**Your task**:
From the records below, print only the part that opens with the line containing "Give me the" and closes with the line containing "import React from 'react';"; omit the pictures.

╭──

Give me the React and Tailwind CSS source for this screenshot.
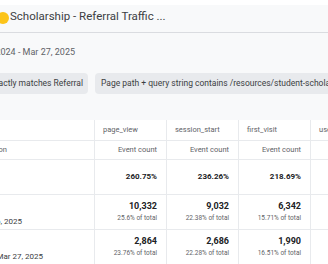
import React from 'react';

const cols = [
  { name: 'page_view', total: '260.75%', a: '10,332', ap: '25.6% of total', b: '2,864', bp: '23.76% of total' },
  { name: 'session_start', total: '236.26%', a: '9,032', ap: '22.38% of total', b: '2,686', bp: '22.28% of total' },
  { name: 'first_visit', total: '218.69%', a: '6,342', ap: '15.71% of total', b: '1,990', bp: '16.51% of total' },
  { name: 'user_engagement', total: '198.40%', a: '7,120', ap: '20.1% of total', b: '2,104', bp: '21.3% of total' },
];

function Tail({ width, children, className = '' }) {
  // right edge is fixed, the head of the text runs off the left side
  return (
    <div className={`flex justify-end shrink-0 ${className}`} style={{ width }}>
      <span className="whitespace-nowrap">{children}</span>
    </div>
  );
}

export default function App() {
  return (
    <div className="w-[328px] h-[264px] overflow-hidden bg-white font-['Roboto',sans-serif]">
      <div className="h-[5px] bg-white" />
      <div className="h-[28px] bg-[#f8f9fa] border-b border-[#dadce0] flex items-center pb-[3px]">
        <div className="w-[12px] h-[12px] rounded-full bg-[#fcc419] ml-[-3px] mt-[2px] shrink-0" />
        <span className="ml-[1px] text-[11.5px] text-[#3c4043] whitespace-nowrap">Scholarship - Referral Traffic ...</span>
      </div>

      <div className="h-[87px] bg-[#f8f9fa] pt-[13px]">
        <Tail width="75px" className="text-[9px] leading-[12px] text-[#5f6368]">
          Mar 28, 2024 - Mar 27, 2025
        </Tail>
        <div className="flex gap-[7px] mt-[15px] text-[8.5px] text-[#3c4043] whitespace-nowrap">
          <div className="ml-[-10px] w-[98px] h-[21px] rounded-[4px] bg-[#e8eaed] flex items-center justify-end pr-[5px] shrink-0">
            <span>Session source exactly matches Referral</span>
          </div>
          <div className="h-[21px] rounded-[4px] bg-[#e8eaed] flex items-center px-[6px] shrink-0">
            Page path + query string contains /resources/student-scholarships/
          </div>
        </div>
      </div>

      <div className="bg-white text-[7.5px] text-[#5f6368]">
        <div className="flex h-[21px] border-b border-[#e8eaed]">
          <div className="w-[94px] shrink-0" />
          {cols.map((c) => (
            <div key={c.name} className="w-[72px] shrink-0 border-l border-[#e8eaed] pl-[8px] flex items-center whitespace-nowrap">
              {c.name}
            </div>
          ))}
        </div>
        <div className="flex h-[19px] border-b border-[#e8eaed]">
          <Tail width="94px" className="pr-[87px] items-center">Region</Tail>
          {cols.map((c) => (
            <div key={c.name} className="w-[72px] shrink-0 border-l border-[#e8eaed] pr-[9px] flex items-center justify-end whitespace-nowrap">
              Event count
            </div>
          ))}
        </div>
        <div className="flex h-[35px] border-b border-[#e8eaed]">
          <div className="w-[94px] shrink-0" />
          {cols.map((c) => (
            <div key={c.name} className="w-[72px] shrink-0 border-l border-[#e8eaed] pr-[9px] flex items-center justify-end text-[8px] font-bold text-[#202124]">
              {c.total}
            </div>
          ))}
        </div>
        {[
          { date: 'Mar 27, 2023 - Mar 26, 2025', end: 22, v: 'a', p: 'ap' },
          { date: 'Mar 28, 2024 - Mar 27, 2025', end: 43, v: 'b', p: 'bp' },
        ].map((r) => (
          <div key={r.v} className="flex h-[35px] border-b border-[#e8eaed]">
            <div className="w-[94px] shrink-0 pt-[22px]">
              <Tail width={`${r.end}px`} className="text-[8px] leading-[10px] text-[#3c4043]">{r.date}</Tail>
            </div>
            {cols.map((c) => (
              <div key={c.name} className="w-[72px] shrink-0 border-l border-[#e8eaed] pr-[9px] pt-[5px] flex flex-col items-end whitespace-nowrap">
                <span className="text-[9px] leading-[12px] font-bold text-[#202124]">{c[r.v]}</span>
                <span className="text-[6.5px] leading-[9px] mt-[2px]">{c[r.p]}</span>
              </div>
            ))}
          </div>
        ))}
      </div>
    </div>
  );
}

╰──
╭──

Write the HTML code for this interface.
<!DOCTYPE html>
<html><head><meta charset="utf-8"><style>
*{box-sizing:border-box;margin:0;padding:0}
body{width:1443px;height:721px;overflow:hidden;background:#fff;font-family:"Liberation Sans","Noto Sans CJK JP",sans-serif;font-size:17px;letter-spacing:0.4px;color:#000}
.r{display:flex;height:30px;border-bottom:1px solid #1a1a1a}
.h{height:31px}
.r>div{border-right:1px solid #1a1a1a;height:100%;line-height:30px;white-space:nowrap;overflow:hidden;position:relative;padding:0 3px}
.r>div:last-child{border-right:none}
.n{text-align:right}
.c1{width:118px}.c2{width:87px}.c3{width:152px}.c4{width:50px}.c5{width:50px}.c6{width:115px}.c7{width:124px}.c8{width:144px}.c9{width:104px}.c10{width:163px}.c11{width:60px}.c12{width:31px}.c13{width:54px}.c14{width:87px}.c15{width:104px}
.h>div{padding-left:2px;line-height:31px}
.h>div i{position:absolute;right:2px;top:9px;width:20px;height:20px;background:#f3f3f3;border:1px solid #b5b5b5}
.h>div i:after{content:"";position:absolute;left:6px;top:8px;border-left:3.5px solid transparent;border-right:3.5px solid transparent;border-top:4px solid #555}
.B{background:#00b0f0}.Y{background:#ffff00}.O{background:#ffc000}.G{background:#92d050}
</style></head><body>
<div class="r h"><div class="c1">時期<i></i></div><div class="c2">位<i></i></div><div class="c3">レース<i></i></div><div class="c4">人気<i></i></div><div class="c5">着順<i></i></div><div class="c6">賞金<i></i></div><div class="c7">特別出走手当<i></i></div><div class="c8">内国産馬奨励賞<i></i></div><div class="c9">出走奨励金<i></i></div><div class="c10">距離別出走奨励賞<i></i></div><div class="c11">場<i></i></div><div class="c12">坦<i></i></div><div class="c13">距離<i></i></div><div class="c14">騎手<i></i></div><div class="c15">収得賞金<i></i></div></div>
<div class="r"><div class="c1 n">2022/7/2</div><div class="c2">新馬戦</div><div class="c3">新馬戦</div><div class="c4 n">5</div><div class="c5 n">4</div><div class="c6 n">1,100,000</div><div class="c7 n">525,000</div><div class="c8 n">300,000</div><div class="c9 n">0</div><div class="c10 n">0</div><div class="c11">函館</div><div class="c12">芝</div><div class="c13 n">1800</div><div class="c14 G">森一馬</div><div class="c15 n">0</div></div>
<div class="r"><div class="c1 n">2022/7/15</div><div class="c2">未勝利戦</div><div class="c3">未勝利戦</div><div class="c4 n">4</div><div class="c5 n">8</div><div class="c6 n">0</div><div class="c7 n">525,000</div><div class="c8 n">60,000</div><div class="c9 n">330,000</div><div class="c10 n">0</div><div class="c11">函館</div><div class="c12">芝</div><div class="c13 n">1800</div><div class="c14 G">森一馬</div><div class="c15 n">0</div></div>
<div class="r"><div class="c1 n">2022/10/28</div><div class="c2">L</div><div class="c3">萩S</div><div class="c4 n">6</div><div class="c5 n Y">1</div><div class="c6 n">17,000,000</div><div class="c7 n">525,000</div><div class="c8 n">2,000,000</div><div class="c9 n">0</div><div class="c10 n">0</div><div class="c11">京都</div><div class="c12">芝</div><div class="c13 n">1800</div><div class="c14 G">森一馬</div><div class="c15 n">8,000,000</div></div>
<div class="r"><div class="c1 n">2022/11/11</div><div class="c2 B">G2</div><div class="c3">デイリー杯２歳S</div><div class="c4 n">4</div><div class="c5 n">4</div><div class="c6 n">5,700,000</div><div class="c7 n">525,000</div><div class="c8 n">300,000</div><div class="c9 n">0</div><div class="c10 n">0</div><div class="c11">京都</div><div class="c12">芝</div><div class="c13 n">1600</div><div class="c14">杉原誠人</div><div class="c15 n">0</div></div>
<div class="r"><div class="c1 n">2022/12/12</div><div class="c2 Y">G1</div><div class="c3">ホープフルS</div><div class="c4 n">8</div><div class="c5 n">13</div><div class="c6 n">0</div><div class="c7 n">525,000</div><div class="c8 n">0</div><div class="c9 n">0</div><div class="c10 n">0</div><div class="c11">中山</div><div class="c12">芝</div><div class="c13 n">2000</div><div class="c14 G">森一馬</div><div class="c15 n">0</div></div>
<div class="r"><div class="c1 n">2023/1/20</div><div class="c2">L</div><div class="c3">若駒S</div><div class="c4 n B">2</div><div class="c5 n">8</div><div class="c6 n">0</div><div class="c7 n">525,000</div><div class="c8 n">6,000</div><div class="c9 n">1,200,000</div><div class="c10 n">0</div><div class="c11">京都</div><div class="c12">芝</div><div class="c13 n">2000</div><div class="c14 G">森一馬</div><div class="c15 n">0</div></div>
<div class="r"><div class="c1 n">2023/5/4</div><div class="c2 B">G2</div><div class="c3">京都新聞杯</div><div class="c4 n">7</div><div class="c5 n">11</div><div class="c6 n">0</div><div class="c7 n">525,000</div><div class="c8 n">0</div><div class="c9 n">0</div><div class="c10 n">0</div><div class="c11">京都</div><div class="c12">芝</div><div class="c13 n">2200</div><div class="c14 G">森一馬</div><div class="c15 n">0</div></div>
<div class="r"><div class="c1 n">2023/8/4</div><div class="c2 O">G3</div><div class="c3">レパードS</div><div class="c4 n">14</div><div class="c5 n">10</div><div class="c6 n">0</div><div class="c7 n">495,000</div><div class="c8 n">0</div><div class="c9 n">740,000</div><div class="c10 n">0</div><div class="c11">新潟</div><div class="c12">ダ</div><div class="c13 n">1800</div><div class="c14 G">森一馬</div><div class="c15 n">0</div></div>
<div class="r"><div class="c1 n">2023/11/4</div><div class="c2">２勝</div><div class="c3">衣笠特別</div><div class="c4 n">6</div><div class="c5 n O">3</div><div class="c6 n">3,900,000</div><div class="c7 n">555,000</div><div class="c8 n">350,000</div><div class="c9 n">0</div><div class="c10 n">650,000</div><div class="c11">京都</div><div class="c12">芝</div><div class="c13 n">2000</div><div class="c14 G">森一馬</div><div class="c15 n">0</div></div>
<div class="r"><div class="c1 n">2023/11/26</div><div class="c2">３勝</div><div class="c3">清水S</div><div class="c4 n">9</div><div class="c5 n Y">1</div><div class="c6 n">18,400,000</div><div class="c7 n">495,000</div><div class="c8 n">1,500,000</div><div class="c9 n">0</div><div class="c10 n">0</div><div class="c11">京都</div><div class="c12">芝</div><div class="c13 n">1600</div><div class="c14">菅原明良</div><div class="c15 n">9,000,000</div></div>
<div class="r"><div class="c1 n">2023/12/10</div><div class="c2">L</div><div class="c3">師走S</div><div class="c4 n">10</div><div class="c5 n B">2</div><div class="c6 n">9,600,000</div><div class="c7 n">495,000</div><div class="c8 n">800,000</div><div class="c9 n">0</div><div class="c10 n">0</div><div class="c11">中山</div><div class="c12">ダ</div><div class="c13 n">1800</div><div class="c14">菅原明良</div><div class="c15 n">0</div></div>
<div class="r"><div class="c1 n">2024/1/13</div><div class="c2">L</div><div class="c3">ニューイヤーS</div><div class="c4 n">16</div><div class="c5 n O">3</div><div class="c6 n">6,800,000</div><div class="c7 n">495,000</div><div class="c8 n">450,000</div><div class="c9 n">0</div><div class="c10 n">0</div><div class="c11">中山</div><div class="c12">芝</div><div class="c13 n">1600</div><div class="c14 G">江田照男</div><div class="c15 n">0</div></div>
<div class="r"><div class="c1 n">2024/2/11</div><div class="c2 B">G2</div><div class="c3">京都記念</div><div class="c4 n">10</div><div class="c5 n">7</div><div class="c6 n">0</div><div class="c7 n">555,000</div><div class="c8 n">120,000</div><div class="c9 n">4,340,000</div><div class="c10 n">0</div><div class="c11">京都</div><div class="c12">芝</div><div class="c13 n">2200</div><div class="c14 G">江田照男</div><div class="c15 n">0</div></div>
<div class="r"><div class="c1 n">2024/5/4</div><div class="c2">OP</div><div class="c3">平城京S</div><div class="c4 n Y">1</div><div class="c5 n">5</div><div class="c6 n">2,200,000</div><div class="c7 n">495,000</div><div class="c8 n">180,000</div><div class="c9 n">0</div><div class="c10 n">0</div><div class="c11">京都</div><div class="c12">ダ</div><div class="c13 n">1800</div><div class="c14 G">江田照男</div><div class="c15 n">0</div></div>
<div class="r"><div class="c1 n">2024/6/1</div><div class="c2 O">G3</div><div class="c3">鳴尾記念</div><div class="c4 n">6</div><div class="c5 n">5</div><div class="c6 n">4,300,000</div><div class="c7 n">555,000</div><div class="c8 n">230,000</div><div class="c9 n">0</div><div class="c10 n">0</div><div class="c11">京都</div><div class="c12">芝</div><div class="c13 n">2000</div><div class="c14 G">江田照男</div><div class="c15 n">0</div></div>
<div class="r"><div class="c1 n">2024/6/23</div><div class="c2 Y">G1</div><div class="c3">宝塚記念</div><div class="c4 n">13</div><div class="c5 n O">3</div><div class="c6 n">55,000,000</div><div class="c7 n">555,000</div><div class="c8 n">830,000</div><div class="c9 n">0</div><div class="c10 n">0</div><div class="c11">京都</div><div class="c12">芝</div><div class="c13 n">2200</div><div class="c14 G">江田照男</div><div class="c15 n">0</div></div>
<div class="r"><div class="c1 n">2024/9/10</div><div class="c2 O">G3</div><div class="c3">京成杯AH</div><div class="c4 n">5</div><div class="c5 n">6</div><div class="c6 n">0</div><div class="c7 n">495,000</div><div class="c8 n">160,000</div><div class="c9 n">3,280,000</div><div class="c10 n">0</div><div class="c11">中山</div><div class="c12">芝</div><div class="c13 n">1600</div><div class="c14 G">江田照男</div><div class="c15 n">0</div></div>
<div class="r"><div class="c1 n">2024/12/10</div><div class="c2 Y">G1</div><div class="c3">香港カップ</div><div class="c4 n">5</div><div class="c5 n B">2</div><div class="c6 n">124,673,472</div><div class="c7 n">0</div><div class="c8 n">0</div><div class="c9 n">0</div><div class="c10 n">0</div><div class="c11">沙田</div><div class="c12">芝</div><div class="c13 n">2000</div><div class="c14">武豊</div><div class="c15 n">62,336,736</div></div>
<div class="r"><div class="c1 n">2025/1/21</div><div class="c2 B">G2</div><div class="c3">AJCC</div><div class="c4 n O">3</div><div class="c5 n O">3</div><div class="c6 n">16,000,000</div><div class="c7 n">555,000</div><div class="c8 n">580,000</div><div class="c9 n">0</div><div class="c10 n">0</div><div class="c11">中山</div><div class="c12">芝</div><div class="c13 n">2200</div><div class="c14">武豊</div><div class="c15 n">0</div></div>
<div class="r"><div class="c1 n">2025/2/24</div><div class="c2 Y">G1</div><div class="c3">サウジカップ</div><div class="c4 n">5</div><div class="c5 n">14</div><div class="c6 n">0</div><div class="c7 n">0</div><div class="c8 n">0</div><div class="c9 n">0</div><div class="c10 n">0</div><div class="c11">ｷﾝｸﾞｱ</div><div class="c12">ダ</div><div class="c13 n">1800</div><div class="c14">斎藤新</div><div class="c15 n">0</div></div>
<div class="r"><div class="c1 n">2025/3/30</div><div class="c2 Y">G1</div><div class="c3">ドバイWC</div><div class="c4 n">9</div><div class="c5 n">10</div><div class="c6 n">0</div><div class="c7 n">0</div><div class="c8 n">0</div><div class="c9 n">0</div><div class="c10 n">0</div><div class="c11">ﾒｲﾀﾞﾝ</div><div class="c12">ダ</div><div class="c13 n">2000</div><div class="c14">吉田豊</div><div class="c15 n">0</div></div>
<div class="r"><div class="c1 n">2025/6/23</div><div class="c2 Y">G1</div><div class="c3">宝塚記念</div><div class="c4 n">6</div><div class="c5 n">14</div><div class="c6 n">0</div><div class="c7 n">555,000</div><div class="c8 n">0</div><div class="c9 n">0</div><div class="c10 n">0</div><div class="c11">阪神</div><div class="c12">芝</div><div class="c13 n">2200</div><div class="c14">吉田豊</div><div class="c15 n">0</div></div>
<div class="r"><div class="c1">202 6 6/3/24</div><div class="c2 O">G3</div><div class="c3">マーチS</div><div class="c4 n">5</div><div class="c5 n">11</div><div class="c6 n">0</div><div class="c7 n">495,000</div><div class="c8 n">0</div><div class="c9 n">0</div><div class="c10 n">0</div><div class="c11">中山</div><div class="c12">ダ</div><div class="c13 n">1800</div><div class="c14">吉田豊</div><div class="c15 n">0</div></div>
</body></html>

╰──
╭──

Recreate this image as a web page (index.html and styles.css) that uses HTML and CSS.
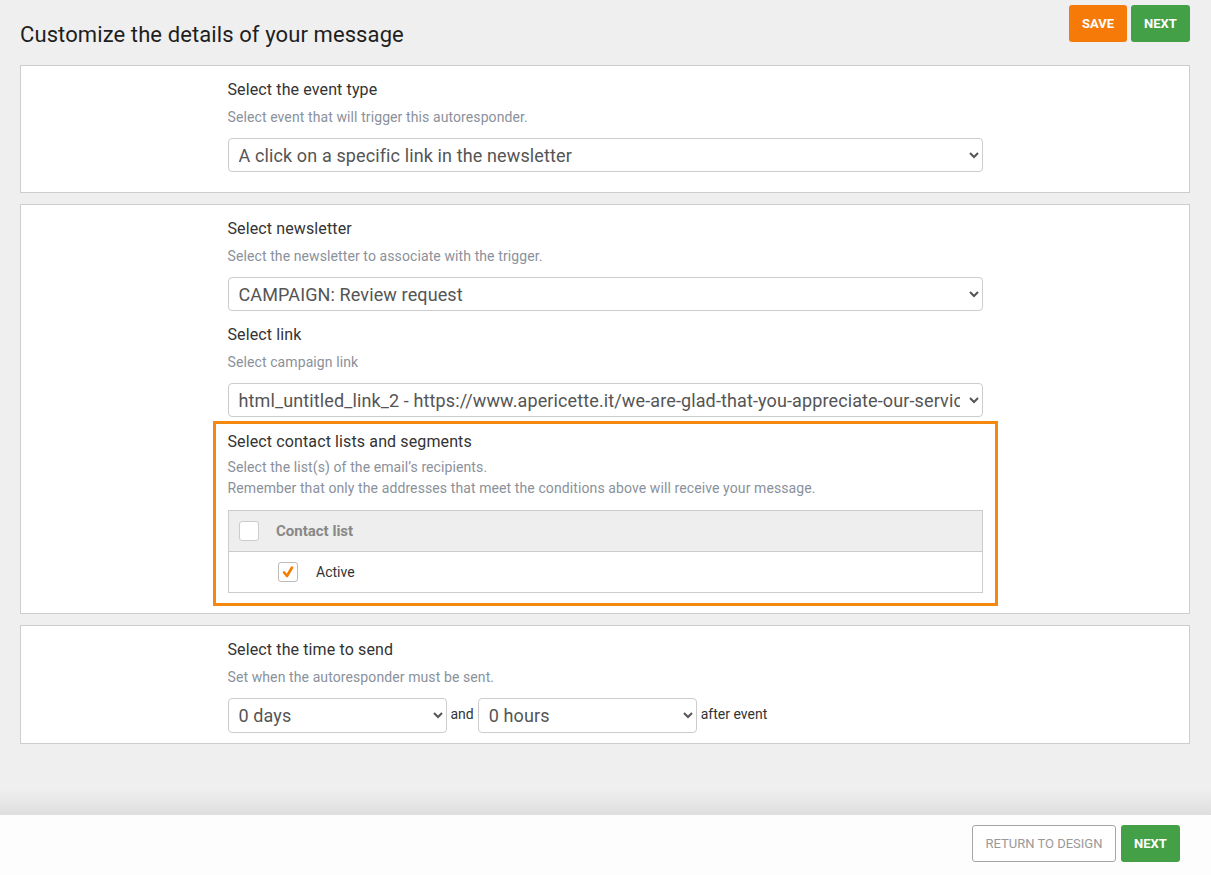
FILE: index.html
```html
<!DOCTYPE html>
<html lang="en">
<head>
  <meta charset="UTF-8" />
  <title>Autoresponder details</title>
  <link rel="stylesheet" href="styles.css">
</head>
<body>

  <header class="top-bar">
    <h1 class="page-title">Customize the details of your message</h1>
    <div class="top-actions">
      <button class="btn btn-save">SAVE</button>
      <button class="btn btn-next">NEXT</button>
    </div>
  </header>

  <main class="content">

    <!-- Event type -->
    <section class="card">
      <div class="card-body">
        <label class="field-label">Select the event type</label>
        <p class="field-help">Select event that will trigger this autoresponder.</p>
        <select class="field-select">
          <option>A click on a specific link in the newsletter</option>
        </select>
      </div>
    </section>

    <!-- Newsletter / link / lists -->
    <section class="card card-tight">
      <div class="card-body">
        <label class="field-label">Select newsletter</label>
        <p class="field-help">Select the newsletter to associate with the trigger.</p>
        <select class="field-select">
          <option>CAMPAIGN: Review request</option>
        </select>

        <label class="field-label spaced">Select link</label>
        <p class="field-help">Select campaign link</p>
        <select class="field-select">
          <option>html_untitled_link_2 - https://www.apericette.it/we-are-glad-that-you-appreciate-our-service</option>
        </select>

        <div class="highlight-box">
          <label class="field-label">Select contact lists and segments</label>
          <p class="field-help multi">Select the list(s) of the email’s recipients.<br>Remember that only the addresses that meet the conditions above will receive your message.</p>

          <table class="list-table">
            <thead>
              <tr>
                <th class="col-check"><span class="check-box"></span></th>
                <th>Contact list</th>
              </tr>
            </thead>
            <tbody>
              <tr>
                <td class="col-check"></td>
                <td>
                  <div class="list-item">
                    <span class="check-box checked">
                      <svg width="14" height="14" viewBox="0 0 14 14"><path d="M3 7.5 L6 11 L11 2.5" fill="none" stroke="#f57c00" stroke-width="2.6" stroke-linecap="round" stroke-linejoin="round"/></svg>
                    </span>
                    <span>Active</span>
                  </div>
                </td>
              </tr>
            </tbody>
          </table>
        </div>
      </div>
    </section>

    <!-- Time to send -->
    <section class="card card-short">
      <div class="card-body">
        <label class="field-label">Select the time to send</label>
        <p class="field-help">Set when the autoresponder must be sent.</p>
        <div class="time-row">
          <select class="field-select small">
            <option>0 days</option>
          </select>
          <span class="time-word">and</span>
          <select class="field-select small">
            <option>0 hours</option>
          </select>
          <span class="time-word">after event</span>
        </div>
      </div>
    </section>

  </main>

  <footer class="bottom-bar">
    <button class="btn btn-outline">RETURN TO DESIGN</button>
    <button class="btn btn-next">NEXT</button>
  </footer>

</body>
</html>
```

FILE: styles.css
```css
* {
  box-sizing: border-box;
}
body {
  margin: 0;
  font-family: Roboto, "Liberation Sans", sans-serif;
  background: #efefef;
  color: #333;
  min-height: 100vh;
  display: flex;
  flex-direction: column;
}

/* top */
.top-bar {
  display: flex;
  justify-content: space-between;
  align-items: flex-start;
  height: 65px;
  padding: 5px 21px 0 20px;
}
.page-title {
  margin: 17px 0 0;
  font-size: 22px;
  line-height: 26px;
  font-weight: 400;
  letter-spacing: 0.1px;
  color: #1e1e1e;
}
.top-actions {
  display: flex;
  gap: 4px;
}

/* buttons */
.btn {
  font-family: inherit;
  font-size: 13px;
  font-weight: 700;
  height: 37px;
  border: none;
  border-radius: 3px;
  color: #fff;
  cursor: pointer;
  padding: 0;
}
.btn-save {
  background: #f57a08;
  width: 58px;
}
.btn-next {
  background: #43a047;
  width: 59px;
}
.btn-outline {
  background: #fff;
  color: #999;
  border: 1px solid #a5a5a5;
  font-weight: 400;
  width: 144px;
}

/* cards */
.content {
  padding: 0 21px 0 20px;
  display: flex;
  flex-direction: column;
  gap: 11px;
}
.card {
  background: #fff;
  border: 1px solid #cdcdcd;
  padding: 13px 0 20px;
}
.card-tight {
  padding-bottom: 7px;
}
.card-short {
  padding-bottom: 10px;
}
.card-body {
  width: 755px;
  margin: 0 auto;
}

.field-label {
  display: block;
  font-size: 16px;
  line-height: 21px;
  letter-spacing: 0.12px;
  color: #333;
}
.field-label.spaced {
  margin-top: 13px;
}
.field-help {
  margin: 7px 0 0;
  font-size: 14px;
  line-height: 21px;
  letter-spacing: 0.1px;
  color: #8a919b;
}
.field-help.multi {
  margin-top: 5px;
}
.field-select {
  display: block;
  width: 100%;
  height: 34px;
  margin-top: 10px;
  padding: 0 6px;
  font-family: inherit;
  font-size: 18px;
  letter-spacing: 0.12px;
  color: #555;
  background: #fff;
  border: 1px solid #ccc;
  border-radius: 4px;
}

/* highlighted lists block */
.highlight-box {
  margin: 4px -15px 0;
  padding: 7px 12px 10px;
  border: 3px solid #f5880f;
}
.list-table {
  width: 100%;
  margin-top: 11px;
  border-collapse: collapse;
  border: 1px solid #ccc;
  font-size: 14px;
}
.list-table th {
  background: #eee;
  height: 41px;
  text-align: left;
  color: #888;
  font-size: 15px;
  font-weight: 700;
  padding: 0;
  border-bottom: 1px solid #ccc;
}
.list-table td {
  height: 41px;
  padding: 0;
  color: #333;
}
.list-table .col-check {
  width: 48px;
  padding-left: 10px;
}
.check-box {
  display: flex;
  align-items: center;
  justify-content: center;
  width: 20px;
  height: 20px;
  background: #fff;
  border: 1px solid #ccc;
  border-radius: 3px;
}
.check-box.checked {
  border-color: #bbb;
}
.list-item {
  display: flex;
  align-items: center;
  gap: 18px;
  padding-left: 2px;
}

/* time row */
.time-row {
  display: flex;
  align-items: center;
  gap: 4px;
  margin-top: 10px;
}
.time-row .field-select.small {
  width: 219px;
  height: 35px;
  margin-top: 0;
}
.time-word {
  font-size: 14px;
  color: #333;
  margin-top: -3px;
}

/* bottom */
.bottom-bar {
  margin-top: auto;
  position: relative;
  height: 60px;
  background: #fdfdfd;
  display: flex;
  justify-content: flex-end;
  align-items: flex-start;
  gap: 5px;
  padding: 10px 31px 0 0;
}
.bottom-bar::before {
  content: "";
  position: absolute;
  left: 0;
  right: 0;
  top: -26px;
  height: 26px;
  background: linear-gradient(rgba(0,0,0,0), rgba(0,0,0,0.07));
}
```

╰──

**Answer to the problem**:
Give me the React and Tailwind CSS source for this screenshot.
import React from 'react';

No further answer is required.